- _Written problem_: Select all lines holding the word "index" from the entries that follow.

- _Records_:
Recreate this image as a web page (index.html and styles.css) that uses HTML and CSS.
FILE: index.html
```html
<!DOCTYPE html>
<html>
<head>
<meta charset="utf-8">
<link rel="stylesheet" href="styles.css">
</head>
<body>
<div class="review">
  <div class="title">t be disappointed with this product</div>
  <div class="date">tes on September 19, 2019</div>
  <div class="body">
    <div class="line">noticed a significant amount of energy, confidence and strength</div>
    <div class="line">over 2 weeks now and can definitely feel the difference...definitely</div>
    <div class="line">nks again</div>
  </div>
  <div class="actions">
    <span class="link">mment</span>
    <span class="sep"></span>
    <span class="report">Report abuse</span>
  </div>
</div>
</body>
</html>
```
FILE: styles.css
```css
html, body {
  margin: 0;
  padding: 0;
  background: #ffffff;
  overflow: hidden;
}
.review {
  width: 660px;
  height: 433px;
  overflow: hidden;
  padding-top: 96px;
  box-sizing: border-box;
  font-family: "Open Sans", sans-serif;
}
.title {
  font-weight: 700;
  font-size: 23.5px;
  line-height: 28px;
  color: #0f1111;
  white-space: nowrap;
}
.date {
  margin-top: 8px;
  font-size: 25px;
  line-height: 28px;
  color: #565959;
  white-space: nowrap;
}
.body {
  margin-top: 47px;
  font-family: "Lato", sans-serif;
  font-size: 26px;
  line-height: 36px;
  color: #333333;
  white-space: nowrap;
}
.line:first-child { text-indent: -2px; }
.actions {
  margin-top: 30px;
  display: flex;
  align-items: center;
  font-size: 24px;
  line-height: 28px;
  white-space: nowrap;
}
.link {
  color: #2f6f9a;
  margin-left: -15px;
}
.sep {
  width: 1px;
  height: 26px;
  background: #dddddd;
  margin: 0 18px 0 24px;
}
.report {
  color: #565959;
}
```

--

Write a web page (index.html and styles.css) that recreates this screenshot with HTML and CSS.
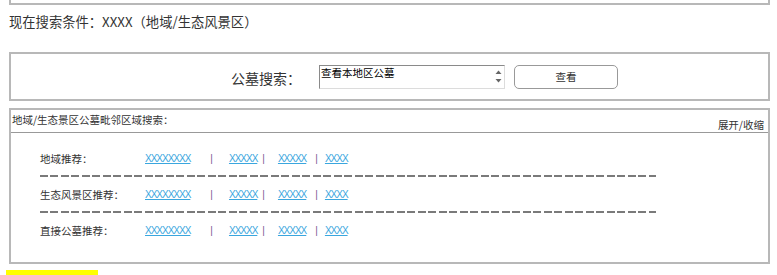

- _Solution below_:
Recreate this image as a web page (index.html and styles.css) that uses HTML and CSS.
FILE: index.html
Write a web page (index.html and styles.css) that recreates this screenshot with HTML and CSS.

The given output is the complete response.